Intervention Examined

The Intentional Networks Transforming Effective and Rigorous Facilitation of Assessment, Collaboration, and Education (INTERFACE) Program

Features of the Intervention

The U.S. Department of Labor's (DOL) Trade Adjustment Assistance Community College and Career Training (TAACCCT) program provided $1.9 billion in grants to community colleges to improve skills and support employment in high-demand industries, notably manufacturing, health care, information technology, energy, and transportation. Through four rounds of funding, DOL awarded 256 TAACCCT grants to approximately 800 educational institutions across the United States and its territories.

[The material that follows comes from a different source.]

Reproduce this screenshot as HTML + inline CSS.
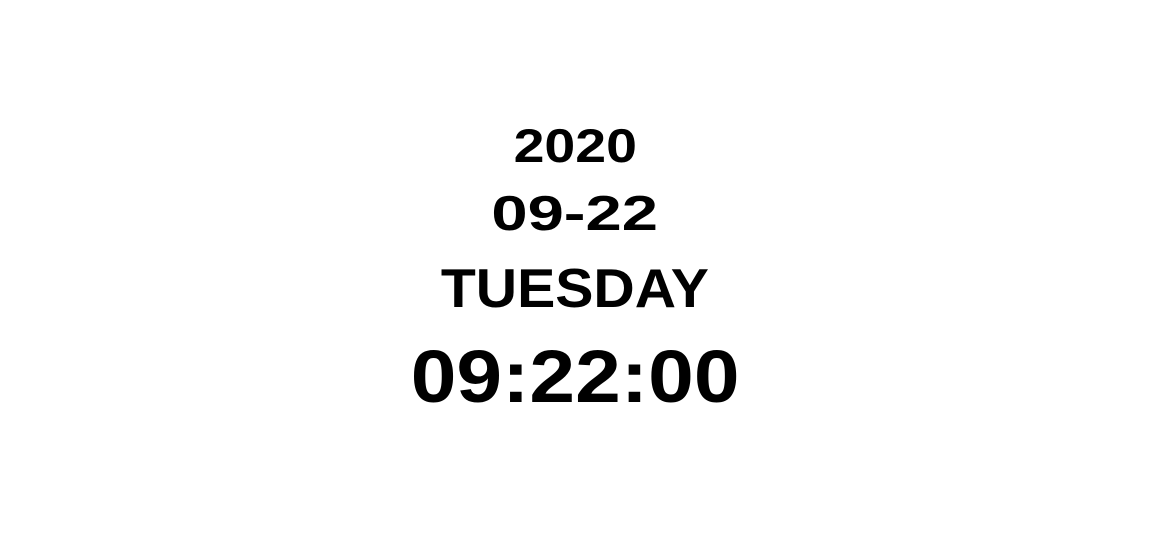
<!DOCTYPE html>
<html><head><meta charset="utf-8"><style>
html,body{margin:0;padding:0;background:#fff;width:1150px;height:534px;overflow:hidden}
.t{position:absolute;left:0;width:1150px;text-align:center;font-family:"Liberation Sans",sans-serif;font-weight:bold;color:#000;line-height:1em}
.t span{display:inline-block}
</style></head><body>
<div class="t" style="top:122px;font-size:47px"><span style="transform:scaleX(1.18)">2020</span></div>
<div class="t" style="top:190px;font-size:49px"><span style="transform:scaleX(1.33)">09-22</span></div>
<div class="t" style="top:261px;font-size:55px"><span style="transform:scaleX(1.04)">TUESDAY</span></div>
<div class="t" style="top:340px;font-size:74px"><span style="transform:scaleX(1.11)">09:22:00</span></div>
</body></html>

In 2013, the Wisconsin Technical College System (WTCS) was awarded a TAACCCT grant to create Intentional Networks Transforming Effective and Rigorous Facilitation of Assessment, Collaboration, and Education (INTERFACE). WTCS, which includes the 16 technical colleges in Wisconsin, collaborated with business partners, other TAACCCT recipients, and the workforce development system to strengthen computer skill competency and career pathways in information technology-related programs for TAA-eligible individuals and veterans. The colleges created new and/or updated their current credentials, curricula, and student support service delivery. Colleges also used their TAACCCT funds to purchase equipment or hire additional staff.

Features of the Study

The study used a nonexperimental design to compare the outcomes of students who participated in the INTERFACE program to students who did not participate. The authors matched INTERFACE participants to similar nonparticipants using student demographic and education information. Across the 16 colleges, study participants included 4,514 students in the treatment group and 60,601 in the comparison group. Using academic, wage, and employment data from the participating colleges and WTCS, the authors examined differences in outcomes between the treatment and comparison groups. Outcomes included pass rates (defined as completed credits divided by attempted credits for each student), retention rates, graduation rates, wages (increases for students who were incumbent workers), and employment rates (for students who were non-incumbent workers).

Findings

Education and skills gains

  • The study found a small, but significant effect of the INTERFACE program on pass rates, with 72.4% of students in the INTERFACE program passing their courses compared to 72.2% of students in the comparison group.
  • The study also found that students in the INTERFACE program graduated at significantly higher rates (35%) than students in the comparison group (20%).
  • However, the study found no significant differences between the treatment and comparison groups in retention rates.

Earnings and wages

  • The study found no significant differences between the treatment and comparison groups in earnings.

Employment

  • The study found that students in the INTERFACE program had significantly higher employment rates (93%) than students in the comparison group (76%).

Considerations for Interpreting the Findings

The authors note that as of Year 2 of the study, there were very few completers of the INTERFACE program; therefore, students had not had time to secure employment. Additionally, the evaluation team was limited in access to wage and employment data.

Causal Evidence Rating

The quality of causal evidence presented in this report is moderate because it was based on a well-implemented nonexperimental design. This means we are somewhat confident that the estimated effects are attributable to the INTERFACE program, but other factors might also have contributed.